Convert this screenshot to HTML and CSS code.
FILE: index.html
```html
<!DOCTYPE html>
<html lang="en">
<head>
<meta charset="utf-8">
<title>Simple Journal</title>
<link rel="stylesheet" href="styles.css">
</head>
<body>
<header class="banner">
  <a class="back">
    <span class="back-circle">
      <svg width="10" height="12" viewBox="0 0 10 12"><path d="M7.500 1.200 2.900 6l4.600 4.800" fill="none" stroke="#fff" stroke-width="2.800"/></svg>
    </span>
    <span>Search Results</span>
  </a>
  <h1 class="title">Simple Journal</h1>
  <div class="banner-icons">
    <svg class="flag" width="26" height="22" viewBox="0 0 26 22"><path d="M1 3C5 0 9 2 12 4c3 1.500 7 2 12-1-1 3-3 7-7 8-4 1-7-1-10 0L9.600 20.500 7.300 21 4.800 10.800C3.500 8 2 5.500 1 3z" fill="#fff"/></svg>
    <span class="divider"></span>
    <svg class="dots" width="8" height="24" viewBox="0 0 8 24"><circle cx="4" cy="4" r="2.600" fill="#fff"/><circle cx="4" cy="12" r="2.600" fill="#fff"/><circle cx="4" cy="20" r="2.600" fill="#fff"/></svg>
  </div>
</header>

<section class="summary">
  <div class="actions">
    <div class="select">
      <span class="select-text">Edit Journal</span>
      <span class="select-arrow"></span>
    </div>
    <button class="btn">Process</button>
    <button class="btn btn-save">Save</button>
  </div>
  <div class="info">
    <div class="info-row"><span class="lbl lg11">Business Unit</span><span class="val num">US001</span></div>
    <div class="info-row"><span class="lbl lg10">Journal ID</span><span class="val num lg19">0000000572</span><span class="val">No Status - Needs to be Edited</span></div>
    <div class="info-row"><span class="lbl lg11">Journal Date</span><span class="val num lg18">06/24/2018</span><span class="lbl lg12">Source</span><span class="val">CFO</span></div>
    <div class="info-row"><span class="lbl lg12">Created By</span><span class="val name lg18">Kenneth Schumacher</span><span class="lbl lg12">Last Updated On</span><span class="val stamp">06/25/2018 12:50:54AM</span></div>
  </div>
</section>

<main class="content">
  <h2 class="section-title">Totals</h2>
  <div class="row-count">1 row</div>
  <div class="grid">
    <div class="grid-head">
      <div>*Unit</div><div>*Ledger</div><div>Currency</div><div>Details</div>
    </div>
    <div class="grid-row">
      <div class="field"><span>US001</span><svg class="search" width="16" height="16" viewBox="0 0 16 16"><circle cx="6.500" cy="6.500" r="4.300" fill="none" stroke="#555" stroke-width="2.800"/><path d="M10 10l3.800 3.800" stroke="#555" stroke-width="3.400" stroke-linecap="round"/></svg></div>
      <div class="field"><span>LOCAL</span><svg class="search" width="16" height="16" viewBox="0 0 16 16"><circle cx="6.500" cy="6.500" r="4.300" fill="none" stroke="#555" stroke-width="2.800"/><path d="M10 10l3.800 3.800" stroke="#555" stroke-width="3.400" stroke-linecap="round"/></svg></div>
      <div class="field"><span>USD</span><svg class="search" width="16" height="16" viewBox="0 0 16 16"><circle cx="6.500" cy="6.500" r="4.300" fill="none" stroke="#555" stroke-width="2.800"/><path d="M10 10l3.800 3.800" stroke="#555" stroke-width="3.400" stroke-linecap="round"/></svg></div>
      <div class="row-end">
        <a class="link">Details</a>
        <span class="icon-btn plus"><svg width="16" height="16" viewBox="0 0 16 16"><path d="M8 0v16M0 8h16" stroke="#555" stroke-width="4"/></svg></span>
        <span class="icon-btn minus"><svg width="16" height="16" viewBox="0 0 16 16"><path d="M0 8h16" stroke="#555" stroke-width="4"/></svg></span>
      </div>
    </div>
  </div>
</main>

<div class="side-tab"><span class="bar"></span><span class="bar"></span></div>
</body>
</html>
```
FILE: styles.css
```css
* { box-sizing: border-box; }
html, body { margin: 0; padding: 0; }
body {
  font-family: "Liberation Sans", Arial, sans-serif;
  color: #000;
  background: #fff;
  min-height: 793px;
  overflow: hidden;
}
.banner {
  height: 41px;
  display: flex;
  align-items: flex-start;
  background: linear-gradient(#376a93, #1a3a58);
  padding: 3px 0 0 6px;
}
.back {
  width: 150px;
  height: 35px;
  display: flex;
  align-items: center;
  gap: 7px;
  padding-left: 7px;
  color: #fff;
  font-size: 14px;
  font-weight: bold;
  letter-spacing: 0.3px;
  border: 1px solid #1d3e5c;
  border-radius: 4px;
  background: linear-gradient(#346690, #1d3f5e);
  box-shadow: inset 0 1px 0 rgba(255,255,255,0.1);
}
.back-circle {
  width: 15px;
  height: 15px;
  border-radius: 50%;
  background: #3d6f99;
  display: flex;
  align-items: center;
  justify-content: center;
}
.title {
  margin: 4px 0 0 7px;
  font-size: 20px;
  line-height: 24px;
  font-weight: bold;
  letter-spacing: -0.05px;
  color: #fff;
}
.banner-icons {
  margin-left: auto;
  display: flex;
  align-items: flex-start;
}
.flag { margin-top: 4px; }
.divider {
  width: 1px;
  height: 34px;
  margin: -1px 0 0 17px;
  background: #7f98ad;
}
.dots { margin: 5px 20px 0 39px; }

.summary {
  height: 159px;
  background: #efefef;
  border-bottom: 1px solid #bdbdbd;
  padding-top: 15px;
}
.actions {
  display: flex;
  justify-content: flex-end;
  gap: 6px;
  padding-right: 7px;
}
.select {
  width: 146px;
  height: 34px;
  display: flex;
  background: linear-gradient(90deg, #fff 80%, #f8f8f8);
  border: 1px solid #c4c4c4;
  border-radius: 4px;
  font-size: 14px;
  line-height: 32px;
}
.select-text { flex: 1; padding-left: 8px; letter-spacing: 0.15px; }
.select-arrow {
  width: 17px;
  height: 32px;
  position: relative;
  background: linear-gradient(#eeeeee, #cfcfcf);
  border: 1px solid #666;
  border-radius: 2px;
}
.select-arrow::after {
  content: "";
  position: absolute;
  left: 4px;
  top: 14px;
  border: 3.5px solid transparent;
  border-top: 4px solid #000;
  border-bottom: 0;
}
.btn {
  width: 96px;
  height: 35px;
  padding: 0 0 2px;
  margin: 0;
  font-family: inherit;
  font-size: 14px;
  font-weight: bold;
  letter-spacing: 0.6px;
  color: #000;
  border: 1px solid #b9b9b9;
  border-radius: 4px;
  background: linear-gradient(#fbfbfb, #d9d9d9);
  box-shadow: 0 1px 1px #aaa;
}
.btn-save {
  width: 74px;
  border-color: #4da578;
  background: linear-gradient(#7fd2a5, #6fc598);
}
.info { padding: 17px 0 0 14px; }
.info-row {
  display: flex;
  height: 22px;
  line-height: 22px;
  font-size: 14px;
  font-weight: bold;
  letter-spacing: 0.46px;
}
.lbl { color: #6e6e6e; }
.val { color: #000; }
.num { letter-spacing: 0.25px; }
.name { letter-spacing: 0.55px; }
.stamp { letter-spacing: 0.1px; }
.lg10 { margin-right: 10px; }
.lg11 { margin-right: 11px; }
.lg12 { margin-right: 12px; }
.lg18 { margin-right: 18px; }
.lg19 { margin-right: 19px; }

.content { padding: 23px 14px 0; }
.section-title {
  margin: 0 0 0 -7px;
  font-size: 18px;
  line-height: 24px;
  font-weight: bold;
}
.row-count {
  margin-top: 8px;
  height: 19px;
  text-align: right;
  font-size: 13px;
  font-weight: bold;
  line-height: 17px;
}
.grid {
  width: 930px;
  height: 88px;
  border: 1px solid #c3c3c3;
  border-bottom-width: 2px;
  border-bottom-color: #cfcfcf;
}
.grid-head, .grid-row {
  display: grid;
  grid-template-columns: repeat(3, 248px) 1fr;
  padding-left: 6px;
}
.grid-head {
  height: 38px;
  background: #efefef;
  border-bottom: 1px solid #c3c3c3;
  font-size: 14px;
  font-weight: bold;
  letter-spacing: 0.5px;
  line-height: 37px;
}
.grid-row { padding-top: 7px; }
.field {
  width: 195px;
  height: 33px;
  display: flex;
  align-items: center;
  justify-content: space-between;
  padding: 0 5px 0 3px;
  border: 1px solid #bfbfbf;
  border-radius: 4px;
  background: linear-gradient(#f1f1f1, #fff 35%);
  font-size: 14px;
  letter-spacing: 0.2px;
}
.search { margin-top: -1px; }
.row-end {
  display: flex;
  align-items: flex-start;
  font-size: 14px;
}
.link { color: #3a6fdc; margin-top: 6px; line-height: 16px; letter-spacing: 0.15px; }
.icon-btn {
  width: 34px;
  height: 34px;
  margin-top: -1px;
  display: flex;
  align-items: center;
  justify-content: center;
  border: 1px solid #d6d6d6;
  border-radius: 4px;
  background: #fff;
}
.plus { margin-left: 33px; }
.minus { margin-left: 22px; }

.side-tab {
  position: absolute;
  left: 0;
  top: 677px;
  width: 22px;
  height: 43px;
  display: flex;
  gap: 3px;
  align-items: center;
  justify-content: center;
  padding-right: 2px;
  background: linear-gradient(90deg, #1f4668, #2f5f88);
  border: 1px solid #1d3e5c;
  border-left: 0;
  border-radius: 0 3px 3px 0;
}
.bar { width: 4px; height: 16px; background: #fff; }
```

• • • • • • •

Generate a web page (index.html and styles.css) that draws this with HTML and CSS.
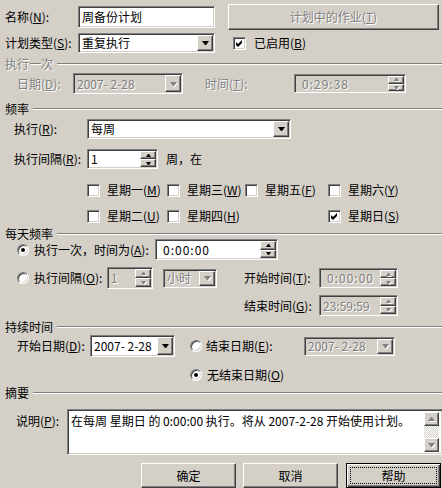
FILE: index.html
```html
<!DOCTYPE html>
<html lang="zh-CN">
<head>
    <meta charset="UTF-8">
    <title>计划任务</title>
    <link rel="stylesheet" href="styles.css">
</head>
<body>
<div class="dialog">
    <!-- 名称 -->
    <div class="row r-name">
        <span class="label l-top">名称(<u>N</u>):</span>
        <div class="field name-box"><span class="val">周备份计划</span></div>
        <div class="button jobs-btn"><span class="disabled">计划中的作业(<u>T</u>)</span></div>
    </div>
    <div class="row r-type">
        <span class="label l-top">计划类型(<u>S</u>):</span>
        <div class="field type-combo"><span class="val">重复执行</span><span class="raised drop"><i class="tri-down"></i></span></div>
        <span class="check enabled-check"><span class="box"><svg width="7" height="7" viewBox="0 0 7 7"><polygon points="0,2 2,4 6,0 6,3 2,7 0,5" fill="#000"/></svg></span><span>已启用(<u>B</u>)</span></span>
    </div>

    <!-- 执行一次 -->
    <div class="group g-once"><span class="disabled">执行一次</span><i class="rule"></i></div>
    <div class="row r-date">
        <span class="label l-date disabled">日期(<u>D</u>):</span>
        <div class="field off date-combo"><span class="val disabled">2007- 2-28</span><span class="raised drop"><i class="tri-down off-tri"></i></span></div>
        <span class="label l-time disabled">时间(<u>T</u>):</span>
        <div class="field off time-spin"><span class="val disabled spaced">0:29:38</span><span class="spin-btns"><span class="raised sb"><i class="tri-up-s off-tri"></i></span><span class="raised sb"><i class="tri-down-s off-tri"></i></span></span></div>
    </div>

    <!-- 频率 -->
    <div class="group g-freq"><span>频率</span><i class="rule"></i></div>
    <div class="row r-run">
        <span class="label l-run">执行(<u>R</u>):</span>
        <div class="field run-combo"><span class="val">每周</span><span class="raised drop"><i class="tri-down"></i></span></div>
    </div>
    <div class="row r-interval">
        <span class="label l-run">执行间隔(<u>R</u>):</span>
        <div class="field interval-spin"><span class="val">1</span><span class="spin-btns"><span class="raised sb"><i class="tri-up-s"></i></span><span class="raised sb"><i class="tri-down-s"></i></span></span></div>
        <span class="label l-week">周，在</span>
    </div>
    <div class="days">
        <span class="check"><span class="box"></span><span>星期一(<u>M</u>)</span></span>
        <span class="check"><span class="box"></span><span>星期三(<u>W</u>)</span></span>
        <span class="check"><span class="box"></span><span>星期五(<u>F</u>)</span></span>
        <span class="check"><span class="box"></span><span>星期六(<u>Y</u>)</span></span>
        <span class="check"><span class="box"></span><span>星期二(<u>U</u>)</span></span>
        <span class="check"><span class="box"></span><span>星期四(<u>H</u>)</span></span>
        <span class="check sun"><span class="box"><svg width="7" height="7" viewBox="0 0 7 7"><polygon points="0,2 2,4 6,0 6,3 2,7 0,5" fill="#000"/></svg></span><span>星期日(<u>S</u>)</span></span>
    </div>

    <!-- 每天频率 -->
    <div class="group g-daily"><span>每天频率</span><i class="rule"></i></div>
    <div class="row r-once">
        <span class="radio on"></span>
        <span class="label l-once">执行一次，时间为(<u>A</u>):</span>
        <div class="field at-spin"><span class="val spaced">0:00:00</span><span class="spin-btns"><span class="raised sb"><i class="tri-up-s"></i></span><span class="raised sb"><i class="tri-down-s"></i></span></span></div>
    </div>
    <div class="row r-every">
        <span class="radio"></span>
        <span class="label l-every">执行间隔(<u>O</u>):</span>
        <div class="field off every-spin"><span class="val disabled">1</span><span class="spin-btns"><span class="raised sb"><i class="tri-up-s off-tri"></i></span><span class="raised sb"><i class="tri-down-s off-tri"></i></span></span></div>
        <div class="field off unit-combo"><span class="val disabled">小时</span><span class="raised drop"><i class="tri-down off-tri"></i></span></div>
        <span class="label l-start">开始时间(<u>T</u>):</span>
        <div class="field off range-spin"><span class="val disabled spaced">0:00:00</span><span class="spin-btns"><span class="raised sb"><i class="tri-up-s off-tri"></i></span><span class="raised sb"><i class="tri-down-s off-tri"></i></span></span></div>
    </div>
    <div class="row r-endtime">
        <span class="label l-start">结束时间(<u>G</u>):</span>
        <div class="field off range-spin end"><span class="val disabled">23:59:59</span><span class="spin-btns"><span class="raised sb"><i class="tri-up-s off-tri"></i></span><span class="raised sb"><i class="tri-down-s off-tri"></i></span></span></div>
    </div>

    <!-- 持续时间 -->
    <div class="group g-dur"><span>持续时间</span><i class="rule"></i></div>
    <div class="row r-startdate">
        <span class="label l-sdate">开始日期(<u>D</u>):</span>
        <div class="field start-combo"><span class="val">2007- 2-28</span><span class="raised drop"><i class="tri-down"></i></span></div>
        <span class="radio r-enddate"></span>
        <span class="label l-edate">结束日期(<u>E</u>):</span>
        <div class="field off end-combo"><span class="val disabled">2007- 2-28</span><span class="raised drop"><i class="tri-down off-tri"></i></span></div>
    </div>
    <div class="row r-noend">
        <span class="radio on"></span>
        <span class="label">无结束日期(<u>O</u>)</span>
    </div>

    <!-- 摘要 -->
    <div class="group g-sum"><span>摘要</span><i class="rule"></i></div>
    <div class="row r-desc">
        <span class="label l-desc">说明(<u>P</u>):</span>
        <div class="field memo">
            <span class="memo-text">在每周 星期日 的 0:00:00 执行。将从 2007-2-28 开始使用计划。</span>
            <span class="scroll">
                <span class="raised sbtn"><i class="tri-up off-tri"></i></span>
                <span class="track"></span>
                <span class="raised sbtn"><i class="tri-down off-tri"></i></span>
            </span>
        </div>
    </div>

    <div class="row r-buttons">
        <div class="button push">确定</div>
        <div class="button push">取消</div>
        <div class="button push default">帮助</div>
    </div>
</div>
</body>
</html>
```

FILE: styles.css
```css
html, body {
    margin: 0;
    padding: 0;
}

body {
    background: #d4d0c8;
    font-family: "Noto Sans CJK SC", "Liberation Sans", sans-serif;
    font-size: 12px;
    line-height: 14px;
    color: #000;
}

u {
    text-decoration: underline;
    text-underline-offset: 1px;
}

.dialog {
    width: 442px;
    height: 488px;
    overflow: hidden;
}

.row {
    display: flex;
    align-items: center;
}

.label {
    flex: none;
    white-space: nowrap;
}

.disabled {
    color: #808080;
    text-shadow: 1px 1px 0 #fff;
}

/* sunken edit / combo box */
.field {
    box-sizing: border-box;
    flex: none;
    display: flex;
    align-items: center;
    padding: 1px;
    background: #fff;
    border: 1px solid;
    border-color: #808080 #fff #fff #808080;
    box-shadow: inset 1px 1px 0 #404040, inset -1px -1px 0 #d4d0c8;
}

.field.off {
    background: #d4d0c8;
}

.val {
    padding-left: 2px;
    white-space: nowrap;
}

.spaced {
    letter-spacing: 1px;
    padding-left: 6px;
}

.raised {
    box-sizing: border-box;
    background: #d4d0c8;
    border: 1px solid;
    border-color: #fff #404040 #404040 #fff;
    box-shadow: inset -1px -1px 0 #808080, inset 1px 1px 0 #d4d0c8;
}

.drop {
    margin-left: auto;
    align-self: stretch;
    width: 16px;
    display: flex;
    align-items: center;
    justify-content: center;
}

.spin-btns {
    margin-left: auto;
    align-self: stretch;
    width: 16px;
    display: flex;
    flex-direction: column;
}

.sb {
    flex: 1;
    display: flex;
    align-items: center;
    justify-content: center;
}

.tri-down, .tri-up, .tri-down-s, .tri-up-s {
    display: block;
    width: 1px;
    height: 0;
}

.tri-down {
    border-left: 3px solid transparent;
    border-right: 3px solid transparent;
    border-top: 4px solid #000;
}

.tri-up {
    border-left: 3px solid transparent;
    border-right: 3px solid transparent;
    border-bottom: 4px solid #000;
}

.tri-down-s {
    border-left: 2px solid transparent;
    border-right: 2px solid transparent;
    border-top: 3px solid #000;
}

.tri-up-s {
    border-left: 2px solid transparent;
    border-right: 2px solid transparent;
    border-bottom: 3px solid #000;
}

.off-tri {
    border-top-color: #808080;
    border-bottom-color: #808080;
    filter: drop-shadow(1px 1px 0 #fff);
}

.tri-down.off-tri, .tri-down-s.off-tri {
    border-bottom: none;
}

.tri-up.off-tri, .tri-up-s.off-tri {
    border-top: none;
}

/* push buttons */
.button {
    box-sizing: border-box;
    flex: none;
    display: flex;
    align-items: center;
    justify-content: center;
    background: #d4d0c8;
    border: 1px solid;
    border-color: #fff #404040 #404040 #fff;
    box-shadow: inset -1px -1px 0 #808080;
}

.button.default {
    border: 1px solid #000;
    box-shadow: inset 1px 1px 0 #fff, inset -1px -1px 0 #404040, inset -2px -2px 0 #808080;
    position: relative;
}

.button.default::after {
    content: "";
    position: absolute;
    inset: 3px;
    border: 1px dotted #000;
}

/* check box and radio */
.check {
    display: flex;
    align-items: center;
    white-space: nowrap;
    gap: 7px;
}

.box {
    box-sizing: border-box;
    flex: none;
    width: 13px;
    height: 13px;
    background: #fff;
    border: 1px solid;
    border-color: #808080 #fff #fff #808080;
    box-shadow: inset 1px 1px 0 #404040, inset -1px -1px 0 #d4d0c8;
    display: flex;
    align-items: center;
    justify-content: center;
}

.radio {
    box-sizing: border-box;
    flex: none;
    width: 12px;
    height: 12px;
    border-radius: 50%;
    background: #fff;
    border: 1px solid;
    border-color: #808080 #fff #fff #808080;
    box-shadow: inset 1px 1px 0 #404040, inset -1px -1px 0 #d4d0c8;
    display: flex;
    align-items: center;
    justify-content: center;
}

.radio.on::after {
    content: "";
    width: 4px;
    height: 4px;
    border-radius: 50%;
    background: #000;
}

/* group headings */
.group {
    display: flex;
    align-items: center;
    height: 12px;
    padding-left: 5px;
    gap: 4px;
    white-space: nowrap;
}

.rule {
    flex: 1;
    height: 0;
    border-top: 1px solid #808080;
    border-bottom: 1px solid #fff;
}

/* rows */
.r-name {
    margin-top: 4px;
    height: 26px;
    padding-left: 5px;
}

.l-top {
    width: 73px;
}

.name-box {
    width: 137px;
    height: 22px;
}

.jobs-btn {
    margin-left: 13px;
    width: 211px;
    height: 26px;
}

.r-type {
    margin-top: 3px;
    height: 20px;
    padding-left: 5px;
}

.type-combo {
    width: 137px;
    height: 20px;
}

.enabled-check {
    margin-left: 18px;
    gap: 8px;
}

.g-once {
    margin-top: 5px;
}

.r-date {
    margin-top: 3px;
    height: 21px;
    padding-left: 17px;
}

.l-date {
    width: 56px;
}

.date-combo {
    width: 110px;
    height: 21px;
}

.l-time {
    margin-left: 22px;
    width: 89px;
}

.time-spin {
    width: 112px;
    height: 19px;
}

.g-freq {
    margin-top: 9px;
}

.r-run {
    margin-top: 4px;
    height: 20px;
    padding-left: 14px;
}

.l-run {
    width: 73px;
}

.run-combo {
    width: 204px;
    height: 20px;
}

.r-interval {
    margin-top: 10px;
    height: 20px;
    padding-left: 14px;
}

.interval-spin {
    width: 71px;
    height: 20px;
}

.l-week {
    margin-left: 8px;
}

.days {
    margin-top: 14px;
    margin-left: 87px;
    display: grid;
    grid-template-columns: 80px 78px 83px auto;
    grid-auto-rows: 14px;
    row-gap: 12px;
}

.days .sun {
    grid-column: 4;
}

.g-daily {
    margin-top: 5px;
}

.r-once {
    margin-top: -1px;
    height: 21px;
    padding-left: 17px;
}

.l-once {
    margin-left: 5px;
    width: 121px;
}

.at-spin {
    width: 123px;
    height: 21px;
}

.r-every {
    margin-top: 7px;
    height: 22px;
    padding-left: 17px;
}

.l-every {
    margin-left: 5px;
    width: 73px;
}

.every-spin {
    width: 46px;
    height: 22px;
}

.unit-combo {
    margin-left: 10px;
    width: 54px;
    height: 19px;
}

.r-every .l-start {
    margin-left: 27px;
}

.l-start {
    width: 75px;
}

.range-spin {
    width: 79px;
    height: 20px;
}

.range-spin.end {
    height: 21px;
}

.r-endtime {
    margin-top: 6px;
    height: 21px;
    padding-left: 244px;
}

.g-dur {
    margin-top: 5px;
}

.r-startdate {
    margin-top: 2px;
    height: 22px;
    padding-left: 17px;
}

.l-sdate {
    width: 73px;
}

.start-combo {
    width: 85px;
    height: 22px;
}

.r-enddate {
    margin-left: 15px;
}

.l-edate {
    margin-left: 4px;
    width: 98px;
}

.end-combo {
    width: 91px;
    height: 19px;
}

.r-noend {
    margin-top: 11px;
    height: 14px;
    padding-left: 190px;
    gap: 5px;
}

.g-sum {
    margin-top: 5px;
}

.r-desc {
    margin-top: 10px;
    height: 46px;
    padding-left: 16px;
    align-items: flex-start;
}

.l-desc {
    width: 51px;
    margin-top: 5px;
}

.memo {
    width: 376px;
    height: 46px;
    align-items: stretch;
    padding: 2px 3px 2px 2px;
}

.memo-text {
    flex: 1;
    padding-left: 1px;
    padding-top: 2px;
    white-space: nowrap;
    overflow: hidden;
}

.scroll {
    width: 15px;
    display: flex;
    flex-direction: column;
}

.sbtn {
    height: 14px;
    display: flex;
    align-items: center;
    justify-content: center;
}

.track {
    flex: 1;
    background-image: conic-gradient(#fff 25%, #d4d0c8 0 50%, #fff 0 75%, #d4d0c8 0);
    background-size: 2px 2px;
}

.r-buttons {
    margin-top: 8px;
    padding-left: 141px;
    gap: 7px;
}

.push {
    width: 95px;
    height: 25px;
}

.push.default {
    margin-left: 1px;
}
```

• • • • • • •

▶ _Aim_
Find the lines above that include the string "styles" and copy them.

▶ _Exercise solution_
<link rel="stylesheet" href="styles.css">
FILE: styles.css
Generate a web page (index.html and styles.css) that draws this with HTML and CSS.
    <link rel="stylesheet" href="styles.css">
FILE: styles.css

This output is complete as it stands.